Entries with page source code:
★ ★ ★ ★ ★ ★ ★

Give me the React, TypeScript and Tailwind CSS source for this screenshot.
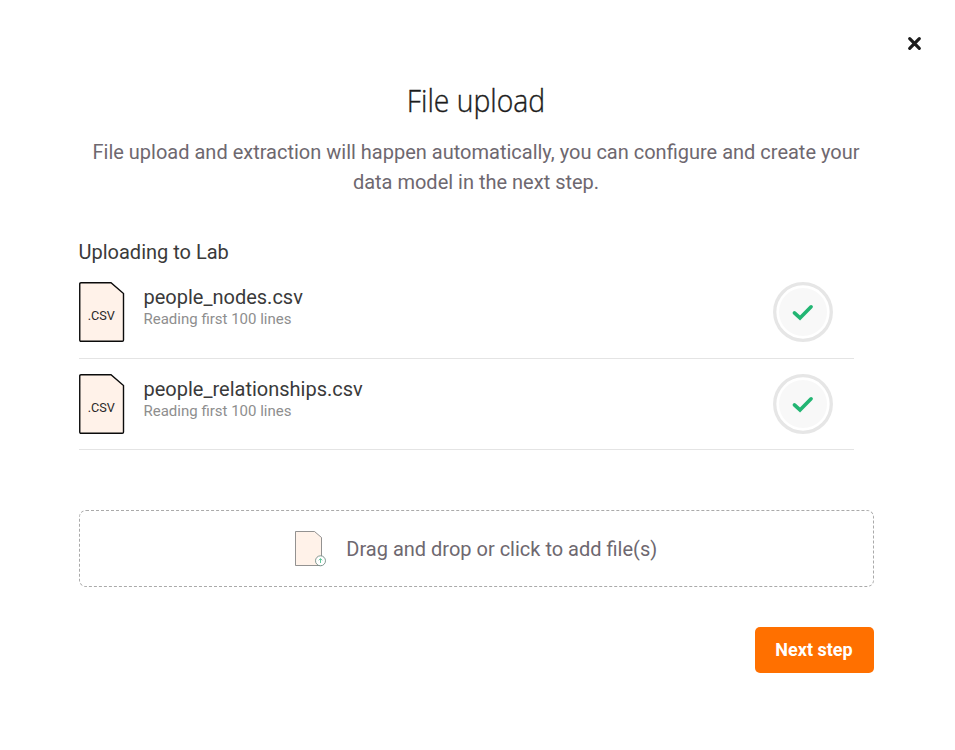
function CsvIcon() {
  return (
    <svg width="46" height="60" viewBox="0 0 46 60" className="shrink-0">
      <path
        d="M2 .75H32L44.5 11.5V58Q44.5 59.25 43.3 59.25H2Q.75 59.25 .75 58V2Q.75 .75 2 .75Z"
        fill="#fff2e9"
        stroke="#0b0b0b"
        strokeWidth="1.4"
      />
      <text
        x="8.7"
        y="38"
        textLength="27.2"
        lengthAdjust="spacingAndGlyphs"
        fontSize="13.4"
        fill="#2a2a2a"
        fontFamily="Roboto, sans-serif"
      >
        .CSV
      </text>
    </svg>
  );
}

function DoneBadge() {
  return (
    <svg width="60" height="60" viewBox="0 0 60 60" className="mr-[21px] shrink-0">
      <circle cx="30" cy="30" r="28.3" fill="#fff" stroke="#e6e6e6" strokeWidth="3.3" />
      <circle cx="30" cy="30" r="24" fill="#f8f8f8" />
      <path d="M21.4 30.9L27 35.9L38.1 24.8" fill="none" stroke="#22b573" strokeWidth="3.6" strokeLinecap="round" />
    </svg>
  );
}

function FileRow({ name, className }: { name: string; className: string }) {
  return (
    <li className={`flex w-[775px] items-start border-b border-[#e4e4e4] ${className}`}>
      <CsvIcon />
      <div className="ml-[18.5px] grow pt-1">
        <div className="text-[20px] leading-[22px] text-[#3a3a3a]">{name}</div>
        <div className="text-[15px] leading-[22px] text-[#8e8e8e]">Reading first 100 lines</div>
      </div>
      <DoneBadge />
    </li>
  );
}

export default function App() {
  return (
    <main className="flex h-[750px] w-[955px] flex-col bg-white pr-[81px] pl-[79px] font-['Roboto',sans-serif]">
      <button aria-label="Close" className="mt-9 -mr-12 self-end">
        <svg width="15" height="15" viewBox="0 0 15 15">
          <path d="M2.7 2.7L12.3 12.3M12.3 2.7L2.7 12.3" stroke="#1c1c1c" strokeWidth="3.2" strokeLinecap="round" />
        </svg>
      </button>
      <h1 className="mt-[29px] -ml-px scale-x-[0.885] text-center font-['Open_Sans',sans-serif] text-[32px] leading-10 font-light text-[#1c1c1c] [-webkit-text-stroke:0.4px_#1c1c1c]">
        File upload
      </h1>
      <p className="mt-[17px] -ml-px text-center text-[20px] leading-[30px] text-[#6e686f]">
        File upload and extraction will happen automatically, you can configure and create your
        <br />
        data model in the next step.
      </p>
      <h2 className="mt-10 -ml-[0.5px] text-[20px] leading-[30px] text-[#3a3a3a]">Uploading to Lab</h2>
      <ul>
        <FileRow name="people_nodes.csv" className="h-[92px] pt-[15px]" />
        <FileRow name="people_relationships.csv" className="h-[91px] pt-[15px]" />
      </ul>
      <div className="mt-[60px] flex h-[77px] shrink-0 items-center rounded-[7px] border border-dashed border-[#aaa] pl-[214px]">
        <svg width="34" height="38" viewBox="0 0 34 38" className="shrink-0">
          <path d="M1.5 1.5H20.5L27.5 7.5V35.5H1.5Z" fill="#fff2e9" stroke="#777" strokeWidth=".8" />
          <circle cx="26.5" cy="30.8" r="5" fill="#fff" stroke="#668078" strokeWidth=".8" />
          <path d="M26.5 33V28.8M24.8 30.3L26.5 28.6L28.2 30.3" fill="none" stroke="#22b573" strokeWidth=".7" />
        </svg>
        <span className="ml-[18.3px] text-[20px] leading-[30px] text-[#6e686f]">Drag and drop or click to add file(s)</span>
      </div>
      <button className="mt-10 h-[46px] w-[119px] shrink-0 self-end rounded-[5px] bg-[#ff7000] pr-px pb-px text-[18px] font-bold text-white">
        Next step
      </button>
    </main>
  );
}
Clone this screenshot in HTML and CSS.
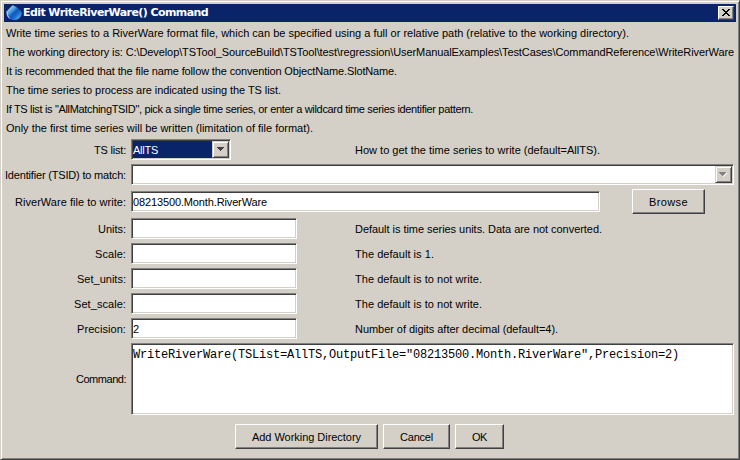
FILE: index.html
```html
<!DOCTYPE html>
<html lang="en">
<head>
<meta charset="utf-8">
<title>Edit WriteRiverWare() Command</title>
<link rel="stylesheet" href="styles.css">
</head>
<body>
<div class="window">
  <header class="titlebar">
    <svg class="app-icon" width="17" height="16" viewBox="0 0 17 16">
      <defs><linearGradient id="drop" x1="0.1" y1="0.1" x2="0.9" y2="0.9"><stop offset="0" stop-color="#b4d4ee"/><stop offset="0.3" stop-color="#48a4ec"/><stop offset="0.5" stop-color="#1458b8"/><stop offset="0.68" stop-color="#1468cc"/><stop offset="1" stop-color="#5cb4f4"/></linearGradient></defs>
      <path d="M7 0.500 L0.800 7 Q0.500 11 3.500 13.500 Q8 16.500 13 13.500 Q16.500 10 15.500 7 Q12 2 7 0.500Z" fill="url(#drop)"/>
      <path d="M7 0.500 L1 6.500 Q0.500 11 3.500 13.500" fill="none" stroke="#c8dcec"/>
    </svg>
    <h1 class="title"><span data-width="185">Edit WriteRiverWare() Command</span></h1>
    <button class="close" aria-label="Close"><svg width="8" height="7" viewBox="0 0 8 7" shape-rendering="crispEdges"><path d="M0 0h2v1h1v1h2v-1h1v-1h2v1h-1v1h-1v1h-1v1h1v1h1v1h1v1h-2v-1h-1v-1h-2v1h-1v1h-2v-1h1v-1h1v-1h1v-1h-1v-1h-1v-1h-1z"/></svg></button>
  </header>
  <main>
    <div class="info">
      <p><span data-width="623">Write time series to a RiverWare format file, which can be specified using a full or relative path (relative to the working directory).</span></p>
      <p><span data-width="728">The working directory is: C:\Develop\TSTool_SourceBuild\TSTool\test\regression\UserManualExamples\TestCases\CommandReference\WriteRiverWare</span></p>
      <p><span data-width="391">It is recommended that the file name follow the convention ObjectName.SlotName.</span></p>
      <p><span data-width="275">The time series to process are indicated using the TS list.</span></p>
      <p><span data-width="467">If TS list is "AllMatchingTSID", pick a single time series, or enter a wildcard time series identifier pattern.</span></p>
      <p><span data-width="307">Only the first time series will be written (limitation of file format).</span></p>
    </div>
    <div class="row row-list">
      <label><span data-width="32">TS list:</span></label>
      <div class="field combo short"><div class="value selected"><span data-width="25">AllTS</span></div><div class="arrow"><svg width="7" height="4" viewBox="0 0 7 4" shape-rendering="crispEdges"><path d="M0 0h7v1h-1v1h-1v1h-1v1h-1v-1h-1v-1h-1v-1h-1z" fill="#404040"/></svg></div></div>
      <p class="help"><span data-width="245">How to get the time series to write (default=AllTS).</span></p>
    </div>
    <div class="row">
      <label><span data-width="121">Identifier (TSID) to match:</span></label>
      <div class="field combo wide"><div class="value"></div><div class="arrow"><svg width="8" height="5" viewBox="0 0 8 5" shape-rendering="crispEdges"><path d="M7 1h1v1h-1v1h-1v1h-1v1h-1v-1h1v-1h1v-1h1z" fill="#fff"/><path d="M0 0h7v1h-1v1h-1v1h-1v1h-1v-1h-1v-1h-1v-1h-1z" fill="#808080"/></svg></div></div>
    </div>
    <div class="row row-file">
      <label><span data-width="111">RiverWare file to write:</span></label>
      <div class="field file"><span data-width="134">08213500.Month.RiverWare</span></div>
      <button class="btn browse"><span data-width="39">Browse</span></button>
    </div>
    <div class="row">
      <label><span data-width="28">Units:</span></label>
      <div class="field text"></div>
      <p class="help"><span data-width="247">Default is time series units. Data are not converted.</span></p>
    </div>
    <div class="row">
      <label><span data-width="31">Scale:</span></label>
      <div class="field text"></div>
      <p class="help"><span data-width="79">The default is 1.</span></p>
    </div>
    <div class="row">
      <label><span data-width="49">Set_units:</span></label>
      <div class="field text"></div>
      <p class="help"><span data-width="127">The default is to not write.</span></p>
    </div>
    <div class="row">
      <label><span data-width="52">Set_scale:</span></label>
      <div class="field text"></div>
      <p class="help"><span data-width="127">The default is to not write.</span></p>
    </div>
    <div class="row">
      <label><span data-width="49">Precision:</span></label>
      <div class="field text"><span>2</span></div>
      <p class="help"><span data-width="203">Number of digits after decimal (default=4).</span></p>
    </div>
    <div class="row row-command">
      <label><span data-width="50">Command:</span></label>
      <div class="field wide command"><span data-width="546">WriteRiverWare(TSList=AllTS,OutputFile="08213500.Month.RiverWare",Precision=2)</span></div>
    </div>
    <footer class="actions">
      <button class="btn add"><span data-width="109">Add Working Directory</span></button>
      <button class="btn cancel"><span data-width="33">Cancel</span></button>
      <button class="btn ok"><span data-width="15">OK</span></button>
    </footer>
  </main>
</div>
<script src="fit.js"></script>
</body>
</html>
```
FILE: styles.css
```css
* { box-sizing: border-box; margin: 0; }

body {
  width: 740px;
  height: 460px;
  overflow: hidden;
  background: #d4d0c8;
  color: #000;
  font: 11px/15px "Liberation Sans", Arial, sans-serif;
}

span { white-space: pre; }

.window {
  height: 460px;
  padding: 2px;
  border: 1px solid;
  border-color: #d4d0c8 #404040 #404040 #d4d0c8;
  box-shadow: inset 1px 1px #fff, inset -1px -1px #808080;
}

.titlebar {
  display: flex;
  align-items: center;
  height: 18px;
  margin: 1px 1px 0;
  padding: 0 2px;
  background: #0a246a;
  color: #fff;
}

.app-icon { flex: none; }

.title {
  flex: 1;
  font: bold 11px/18px "DejaVu Sans", Tahoma, sans-serif;
}

.close {
  display: flex;
  align-items: center;
  justify-content: center;
  width: 16px;
  height: 14px;
  padding: 0 1px 1px 0;
  background: #d4d0c8;
  border: 1px solid;
  border-color: #fff #404040 #404040 #fff;
  box-shadow: inset -1px -1px #808080;
}

main { padding-top: 2px; }

.info { padding-left: 3px; }
.info p { height: 19px; line-height: 19px; }

.row {
  display: flex;
  align-items: center;
  height: 25px;
  padding-left: 3px;
}

.row-list { height: 23px; margin-bottom: 1px; }
.row-file { height: 29px; }
.row-command { height: 76px; }

label {
  flex: none;
  width: 120px;
  margin-right: 5px;
  padding-top: 1px;
  display: flex;
  justify-content: flex-end;
}

.help { padding-top: 1px; }

.field {
  flex: none;
  height: 21px;
  padding: 1px;
  background: #fff;
  border: 1px solid;
  border-color: #808080 #fff #fff #808080;
  box-shadow: inset 1px 1px #404040, inset -1px -1px #d4d0c8;
  line-height: 18px;
}

.combo { display: flex; }
.short { width: 100px; margin-right: 124px; }
.wide { width: 603px; }
.file { width: 469px; margin-right: 32px; }
.text { width: 166px; margin-right: 58px; }

.value { flex: 1; }
.selected { background: #0a246a; color: #fff; }

.arrow {
  display: flex;
  align-items: center;
  justify-content: center;
  width: 17px;
  padding: 0 1px 1px 0;
  background: #d4d0c8;
  border: 1px solid;
  border-color: #d4d0c8 #404040 #404040 #d4d0c8;
  box-shadow: inset 1px 1px #fff, inset -1px -1px #808080;
}

.command {
  height: 72px;
  padding-top: 2px;
  font: 12px/19px "Liberation Mono", "Courier New", monospace;
}

.btn {
  display: flex;
  align-items: center;
  justify-content: center;
  height: 25px;
  padding: 1px 0 0;
  background: #d4d0c8;
  color: #000;
  border: 1px solid;
  border-color: #fff #404040 #404040 #fff;
  box-shadow: inset -1px -1px #808080;
  font: inherit;
}

.browse { width: 73px; }
.add { width: 143px; }
.cancel { width: 67px; }
.ok { width: 49px; }

.actions {
  display: flex;
  align-items: center;
  gap: 5px;
  height: 39px;
  padding-left: 232px;
}
```
FILE: fit.js
```js
document.querySelectorAll("[data-width]").forEach((el) => {
  const natural = el.getBoundingClientRect().width;
  const extra = Number(el.dataset.width) - natural;
  el.style.letterSpacing = extra / el.textContent.length + "px";
});
```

★ ★ ★ ★ ★ ★ ★

TASK GOAL:
Find the word "this" in the entries, and copy every line it shows up in.

WRITTEN SOLUTION:
Give me the React, TypeScript and Tailwind CSS source for this screenshot.
Clone this screenshot in HTML and CSS.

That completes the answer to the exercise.